夢野幻太郎の「蕚」(うてな、と読む)ですが、正直に言うとこれはレビューに非常に困りました。どうしたものかと……。

トラックは爽やかで、どこか哀愁や郷愁を感じる佇まい。最初と最後のコーラスもきれいで、上質な小説を読んだかのような充実感があります。

しかし、頭を抱えたのは難解な歌詞です。おそらくこれを読んでくださっているみなさんも同じことを考えたかと思いますが、それぞれを詳しく調べていけば内容はなんとなく理解できるけれど、本質的に何を指して言っているのかがわからないのです。

夢野幻太郎のことなので、これもすべて嘘なのかもしれませんが、ところどころ見ていくと嘘とは思えない(思いたくない)箇所が散見されます。

例えば、「腕を引く薄紅色の風に舞う賽も踊り追う霞も晴れる」という部分は、薄紅色→ピンク→飴村乱数、賽→サイコロ→有栖川帝統、という意味でしょう。

といった具合に、匂わせが上手い夢野幻太郎なので、どこまで信じたら良いものなのか……。
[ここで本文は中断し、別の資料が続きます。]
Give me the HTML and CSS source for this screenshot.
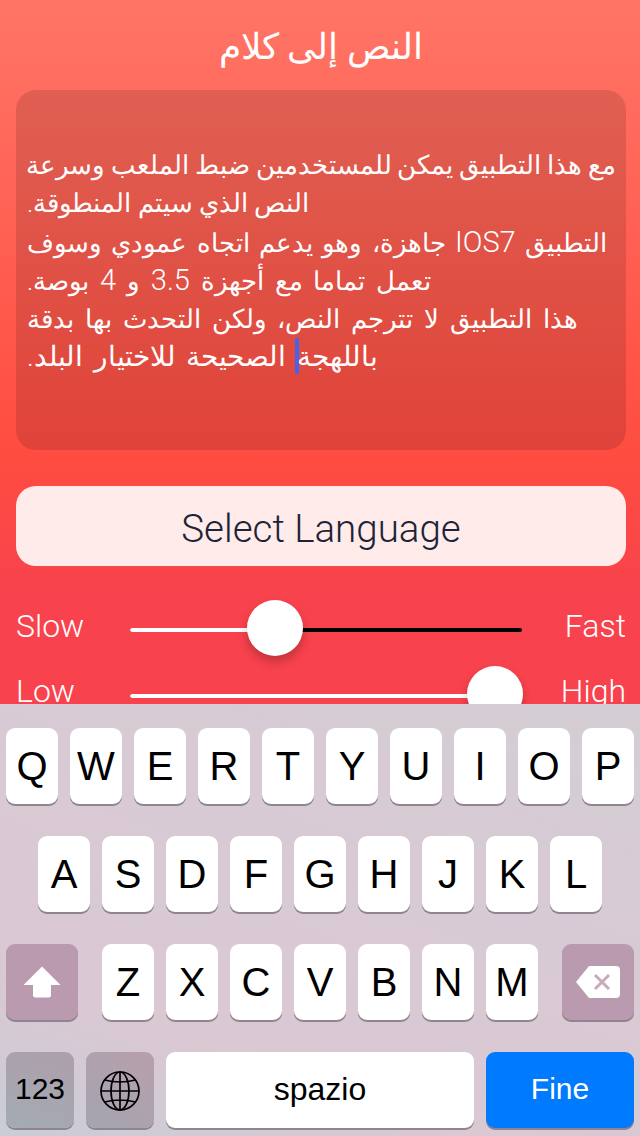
FILE: index.html
```html
<!DOCTYPE html>
<html lang="ar">
<head>
    <meta charset="UTF-8">
    <meta name="viewport" content="width=device-width, initial-scale=1.0">
    <title>النص إلى كلام</title>
    <link rel="stylesheet" href="styles.css">
</head>
<body>
    <div class="app">
        <h1 class="title">النص إلى كلام</h1>
        <div class="text-panel">
            <div class="line tight">مع هذا التطبيق يمكن للمستخدمين ضبط الملعب وسرعة</div>
            <div class="line">النص الذي سيتم المنطوقة.</div>
            <div class="line spaced">التطبيق <span class="latin">IOS7</span> جاهزة، وهو يدعم اتجاه عمودي وسوف</div>
            <div class="line wide">تعمل تماما مع أجهزة <span class="latin">3.5</span> و <span class="latin">4</span> بوصة.</div>
            <div class="line wide">هذا التطبيق لا تترجم النص، ولكن التحدث بها بدقة</div>
            <div class="line large">باللهجة<span class="caret"></span> الصحيحة للاختيار البلد.</div>
        </div>
        <button class="select-btn" lang="en">Select Language</button>
        <div class="slider-row" lang="en">
            <span class="slider-label">Slow</span>
            <div class="slider">
                <div class="slider-fill" style="width: 37%"></div>
                <div class="slider-thumb" style="left: 37%"></div>
            </div>
            <span class="slider-label end">Fast</span>
        </div>
        <div class="slider-row" lang="en">
            <span class="slider-label">Low</span>
            <div class="slider">
                <div class="slider-fill" style="width: 93%"></div>
                <div class="slider-thumb" style="left: 93%"></div>
            </div>
            <span class="slider-label end">High</span>
        </div>
    </div>

    <div class="keyboard" lang="en">
        <div class="key-row">
            <div class="key">Q</div><div class="key">W</div><div class="key">E</div><div class="key">R</div><div class="key">T</div>
            <div class="key">Y</div><div class="key">U</div><div class="key">I</div><div class="key">O</div><div class="key">P</div>
        </div>
        <div class="key-row">
            <div class="key">A</div><div class="key">S</div><div class="key">D</div><div class="key">F</div><div class="key">G</div>
            <div class="key">H</div><div class="key">J</div><div class="key">K</div><div class="key">L</div>
        </div>
        <div class="key-row">
            <div class="key action shift">
                <svg width="38" height="32" viewBox="0 0 38 32"><path d="M19 0.500 L37.500 19 H28 V29 Q28 31.500 25.500 31.500 H12.500 Q10 31.500 10 29 V19 H0.500 Z" fill="#fff"/></svg>
            </div>
            <div class="key">Z</div><div class="key">X</div><div class="key">C</div><div class="key">V</div><div class="key">B</div><div class="key">N</div><div class="key">M</div>
            <div class="key action delete">
                <svg width="44" height="32" viewBox="0 0 44 32">
                    <path d="M13 0 H40 Q44 0 44 4 V28 Q44 32 40 32 H13 L0 16 Z" fill="#fff"/>
                    <path d="M19 9 L33 23 M33 9 L19 23" stroke="#c9a9bc" stroke-width="3" fill="none"/>
                </svg>
            </div>
        </div>
        <div class="key-row bottom-row">
            <div class="key small num">123</div>
            <div class="key small globe">
                <svg width="40" height="40" viewBox="0 0 40 40" fill="none" stroke="#000" stroke-width="1.700">
                    <circle cx="20" cy="20" r="19"/>
                    <ellipse cx="20" cy="20" rx="9" ry="19"/>
                    <path d="M20 1 V39 M1 20 H39 M4.500 9 Q20 13 35.500 9 M4.500 31 Q20 27 35.500 31"/>
                </svg>
            </div>
            <div class="key space">spazio</div>
            <div class="key done">Fine</div>
        </div>
    </div>
</body>
</html>
```

FILE: styles.css
```css
* {
    box-sizing: border-box;
}
body {
    margin: 0;
    width: 640px;
    height: 1136px;
    overflow: hidden;
    font-family: Roboto, "DejaVu Sans", sans-serif;
    font-weight: 300;
}
.app {
    height: 704px;
    overflow: hidden;
    padding: 0 14px 0 16px;
    background: linear-gradient(#ff7566, #ff4c40 65%, #f8424d 85%);
    color: #fff;
}
.title {
    margin: 0;
    height: 90px;
    line-height: 94px;
    text-align: center;
    font-size: 36px;
    font-weight: 300;
}
.text-panel {
    height: 360px;
    padding: 56px 10px 0 11px;
    border-radius: 20px;
    background: rgba(0, 0, 0, 0.12);
}
.line {
    height: 38.4px;
    line-height: 38.4px;
    font-size: 26px;
    direction: rtl;
    text-align: left;
    white-space: nowrap;
}
.line.tight {
    word-spacing: -0.5px;
}
.line.spaced {
    word-spacing: 3px;
}
.line.wide {
    word-spacing: 4.5px;
}
.line.large {
    font-size: 28px;
    word-spacing: 4px;
}
.latin {
    font-size: 29px;
}
.caret {
    display: inline-block;
    width: 4px;
    height: 36px;
    margin: 0 -2px;
    vertical-align: -8px;
    background: #4a62e8;
}
.select-btn {
    display: block;
    width: 100%;
    height: 80px;
    margin-top: 36px;
    padding: 4px 0 0;
    border: 0;
    border-radius: 20px;
    background: #ffecea;
    color: #1d2438;
    font-family: inherit;
    font-weight: 300;
    font-size: 38.5px;
}
.slider-row {
    display: flex;
    align-items: center;
    height: 56px;
    margin-top: 34px;
}
.slider-row + .slider-row {
    margin-top: 10px;
}
.slider-label {
    width: 114px;
    padding-bottom: 4px;
    font-size: 32px;
}
.slider-row + .slider-row .slider-label {
    padding-bottom: 6px;
}
.slider-label.end {
    width: 104px;
    text-align: right;
}
.slider {
    position: relative;
    flex: 1;
    height: 4px;
    margin-top: 4px;
    border-radius: 2px;
    background: #000;
}
.slider-fill {
    height: 100%;
    border-radius: 2px;
    background: #fff;
}
.slider-thumb {
    position: absolute;
    top: -28px;
    width: 56px;
    height: 56px;
    margin-left: -28px;
    border-radius: 50%;
    background: #fff;
    box-shadow: 0 6px 10px rgba(0, 0, 0, 0.22);
}
.keyboard {
    display: flex;
    flex-direction: column;
    gap: 32px;
    height: 432px;
    padding: 24px 6px 0;
    background: linear-gradient(20deg, #c9cdd6 0%, #dac8d3 25%, #d8cad4 60%, #d4cdd4 100%);
    font-family: "Liberation Sans", Arial, sans-serif;
    font-weight: 400;
}
.key-row {
    display: flex;
    justify-content: center;
    gap: 12px;
}
.key {
    display: flex;
    align-items: center;
    justify-content: center;
    width: 52px;
    height: 76px;
    border-radius: 9px;
    background: #fff;
    box-shadow: 0 2px 0 #8f8590;
    color: #000;
    font-size: 40px;
}
.key.action {
    width: 72px;
    background: #ba9aae;
}
.shift {
    margin-right: 12px;
}
.delete {
    margin-left: 12px;
}
.bottom-row .key {
    padding-bottom: 2px;
}
.key.small {
    width: 68px;
}
.key.num {
    background: linear-gradient(200deg, #ad9fab, #a3abb3);
    font-size: 30px;
}
.key.globe {
    padding: 2px 0 0;
    background: linear-gradient(215deg, #b89fac, #a4a5b0);
}
.key.space {
    width: 308px;
    font-size: 32px;
}
.key.done {
    width: 148px;
    background: #007aff;
    color: #fff;
    font-size: 30px;
}
```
そう考えているだけで、すでに彼の術中にはまっているのかもしれませんね。この考えれば考えるほど深読みしてしまう、思考の迷路にハマっていく感覚も夢野幻太郎の魅力ではないでしょうか。

直喩と暗喩が入り交じるリリックを辞書を片手に調べてみるという作業もなかなかできない体験です。たっぷりと時間をかけて絡まった糸をほどいていき、自分の中で答えが見つかった瞬間に夢野幻太郎から言われるのです。「まあ、嘘ですけどね」と。そんな文学的な体験もまたいいではないですか。